The default is 0.1, and it can be set with the hyperparameter ParamDiscreteSoftness ("kan_discrete_softness").
func (*Config) Done ¶
func (c *Config) Done() *Node
Done takes the configuration and apply the KAN bsplineLayer(s) configured.
func (*Config) NumHiddenLayers ¶
NumHiddenLayers configure the number of hidden layers between the input and the output. Each bsplineLayer will have numHiddenNodes nodes.
The default is 0 (no hidden layers), but it will be overridden if the hyperparameter ParamNumHiddenLayers is set in the context (ctx). The value for numHiddenNodes can also be configured with the hyperparameter ParamNumHiddenNodes.

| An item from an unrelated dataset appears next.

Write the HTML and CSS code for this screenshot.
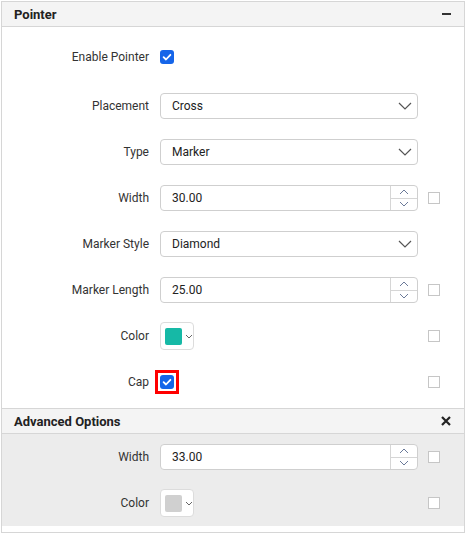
FILE: index.html
```html
<!DOCTYPE html>
<html>
<head>
<meta charset="utf-8">
<link rel="stylesheet" href="styles.css">
</head>
<body>
<div class="panel">
  <div class="hdr first">
    <span class="title">Pointer</span>
    <span class="minus"></span>
  </div>
  <div class="section">
    <div class="row r-first">
      <label class="lbl">Enable Pointer</label>
      <div class="ctl"><span class="cb on"><svg viewBox="0 0 14 14" width="14" height="14"><path d="M3.6 7.2 L6 9.5 L10.4 4.8" fill="none" stroke="#fff" stroke-width="1.8" stroke-linecap="round" stroke-linejoin="round"/></svg></span></div>
      <div></div>
    </div>
    <div class="row r-second">
      <label class="lbl">Placement</label>
      <div class="ctl"><div class="dd"><span>Cross</span><svg class="chev" viewBox="0 0 14 8" width="14" height="8"><path d="M1 1 L7 7 L13 1" fill="none" stroke="#555" stroke-width="1.2"/></svg></div></div>
      <div></div>
    </div>
    <div class="row">
      <label class="lbl">Type</label>
      <div class="ctl"><div class="dd"><span>Marker</span><svg class="chev" viewBox="0 0 14 8" width="14" height="8"><path d="M1 1 L7 7 L13 1" fill="none" stroke="#555" stroke-width="1.2"/></svg></div></div>
      <div></div>
    </div>
    <div class="row">
      <label class="lbl">Width</label>
      <div class="ctl"><div class="num"><span class="val">30.00</span><div class="spin"><span class="up"><svg viewBox="0 0 10 6" width="10" height="6"><path d="M1 5 L5 1 L9 5" fill="none" stroke="#6b7a99" stroke-width="1"/></svg></span><span class="down"><svg viewBox="0 0 10 6" width="10" height="6"><path d="M1 1 L5 5 L9 1" fill="none" stroke="#6b7a99" stroke-width="1"/></svg></span></div></div></div>
      <div class="cb off"></div>
    </div>
    <div class="row">
      <label class="lbl">Marker Style</label>
      <div class="ctl"><div class="dd"><span>Diamond</span><svg class="chev" viewBox="0 0 14 8" width="14" height="8"><path d="M1 1 L7 7 L13 1" fill="none" stroke="#555" stroke-width="1.2"/></svg></div></div>
      <div></div>
    </div>
    <div class="row">
      <label class="lbl">Marker Length</label>
      <div class="ctl"><div class="num"><span class="val">25.00</span><div class="spin"><span class="up"><svg viewBox="0 0 10 6" width="10" height="6"><path d="M1 5 L5 1 L9 5" fill="none" stroke="#6b7a99" stroke-width="1"/></svg></span><span class="down"><svg viewBox="0 0 10 6" width="10" height="6"><path d="M1 1 L5 5 L9 1" fill="none" stroke="#6b7a99" stroke-width="1"/></svg></span></div></div></div>
      <div class="cb off"></div>
    </div>
    <div class="row">
      <label class="lbl">Color</label>
      <div class="ctl"><div class="cp"><span class="sw teal"></span><svg viewBox="0 0 8 5" width="8" height="5"><path d="M1 1 L4 4 L7 1" fill="none" stroke="#666" stroke-width="1"/></svg></div></div>
      <div class="cb off"></div>
    </div>
    <div class="row">
      <label class="lbl">Cap</label>
      <div class="ctl"><span class="hl"><span class="cb on"><svg viewBox="0 0 14 14" width="14" height="14"><path d="M3.6 7.2 L6 9.5 L10.4 4.8" fill="none" stroke="#fff" stroke-width="1.8" stroke-linecap="round" stroke-linejoin="round"/></svg></span></span></div>
      <div class="cb off"></div>
    </div>
  </div>
  <div class="hdr">
    <span class="title">Advanced Options</span>
    <svg class="close" viewBox="0 0 10 10" width="10" height="10"><path d="M1 1 L9 9 M9 1 L1 9" stroke="#222" stroke-width="2.2"/></svg>
  </div>
  <div class="section adv">
    <div class="row">
      <label class="lbl">Width</label>
      <div class="ctl"><div class="num"><span class="val">33.00</span><div class="spin"><span class="up"><svg viewBox="0 0 10 6" width="10" height="6"><path d="M1 5 L5 1 L9 5" fill="none" stroke="#6b7a99" stroke-width="1"/></svg></span><span class="down"><svg viewBox="0 0 10 6" width="10" height="6"><path d="M1 1 L5 5 L9 1" fill="none" stroke="#6b7a99" stroke-width="1"/></svg></span></div></div></div>
      <div class="cb off"></div>
    </div>
    <div class="row">
      <label class="lbl">Color</label>
      <div class="ctl"><div class="cp"><span class="sw grey"></span><svg viewBox="0 0 8 5" width="8" height="5"><path d="M1 1 L4 4 L7 1" fill="none" stroke="#666" stroke-width="1"/></svg></div></div>
      <div class="cb off"></div>
    </div>
  </div>
  <div class="foot"></div>
</div>
</body>
</html>
```
FILE: styles.css
```css
* { box-sizing: border-box; }
html, body { margin: 0; padding: 0; background: #fff; }
body {
  font-family: Roboto, "Liberation Sans", sans-serif;
  font-size: 12px;
  color: #333;
}
.panel {
  margin: 1px 0 0 1px;
  width: 464px;
  border: 1px solid #d6d6d6;
}
.hdr {
  height: 26px;
  background: #f4f4f4;
  border-bottom: 1px solid #d6d6d6;
  display: flex;
  align-items: center;
  justify-content: space-between;
  padding: 0 12px 0 12px;
}
.hdr:not(.first) { border-top: 1px solid #d6d6d6; }
.hdr.first { height: 25px; }
.title {
  font-weight: 700;
  font-size: 13px;
  color: #222;
}
.minus {
  width: 9px;
  height: 2px;
  background: #333;
  margin-right: 1px;
}
.close { margin-right: 1px; }
.section { padding-bottom: 3px; }
.section.adv { background: #ececec; padding-bottom: 0; }
.row {
  display: grid;
  grid-template-columns: 147px 258px 12px;
  column-gap: 11px;
  align-items: center;
  height: 46px;
}
.row > .cb.off { margin-left: -1px; }
.r-first { height: 46px; margin-top: 7px; }
.r-second { margin-top: 3px; }
.lbl { text-align: right; color: #333; font-size: 12px; }
.ctl { display: flex; align-items: center; }
.dd, .num {
  width: 258px;
  height: 26px;
  border: 1px solid #cfcfcf;
  border-radius: 4px;
  background: #fff;
  display: flex;
  align-items: center;
}
.dd { justify-content: space-between; padding: 0 5px 0 11px; color: #222; }
.num .val { flex: 1; padding-left: 11px; color: #222; }
.spin {
  width: 27px;
  height: 100%;
  border-left: 1px solid #d6d6d6;
  display: flex;
  flex-direction: column;
}
.spin span {
  flex: 1;
  display: flex;
  align-items: center;
  justify-content: center;
}
.spin .up { border-bottom: 1px solid #d6d6d6; }
.cb {
  display: inline-flex;
  width: 14px;
  height: 14px;
  border-radius: 3px;
  align-items: center;
  justify-content: center;
}
.cb.on { background: #1565e9; }
.cb.off {
  width: 12px;
  height: 12px;
  border: 1px solid #c6c6c6;
  border-radius: 0;
  background: #fff;
}
.hl {
  display: inline-flex;
  margin-left: -5px;
  padding: 2px;
  border: 3px solid #ff0000;
}
.cp {
  width: 34px;
  height: 28px;
  border: 1px solid #dcdcdc;
  border-radius: 4px;
  background: #fff;
  display: flex;
  align-items: center;
  padding-left: 4px;
  gap: 3px;
}
.sw { width: 17px; height: 17px; border-radius: 2px; }
.sw.teal { background: #16b9a6; }
.sw.grey { background: #d0d0d0; }
.foot { height: 6px; background: #fff; }
```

func (*Config) Regularizer ¶
func (c *Config) Regularizer(regularizer regularizers.Regularizer) *Config
Regularizer to be applied to the learned weights. Default is none.
To use more than one type of Regularizer, use regularizers.Combine, and set the returned combined regularizer here.
For BSpline models it applies the regularizer to the control-points.
The default is no regularizer, but it can be configured by regularizers.ParamL1 and regularizers.ParamL2.
func (*Config) WithBSplineMagnitudeRegularizer ¶
func (c *Config) WithBSplineMagnitudeRegularizer(regularizer regularizers.Regularizer) *Config
WithBSplineMagnitudeRegularizer to be applied to the magnitude weights for BSpline. Default is none, but can be changed with hyperparameters ParamBSplineMagnitudeL2 and ParamBSplineMagnitudeL1.
For BSpline models it applies the regularizer to the control-points.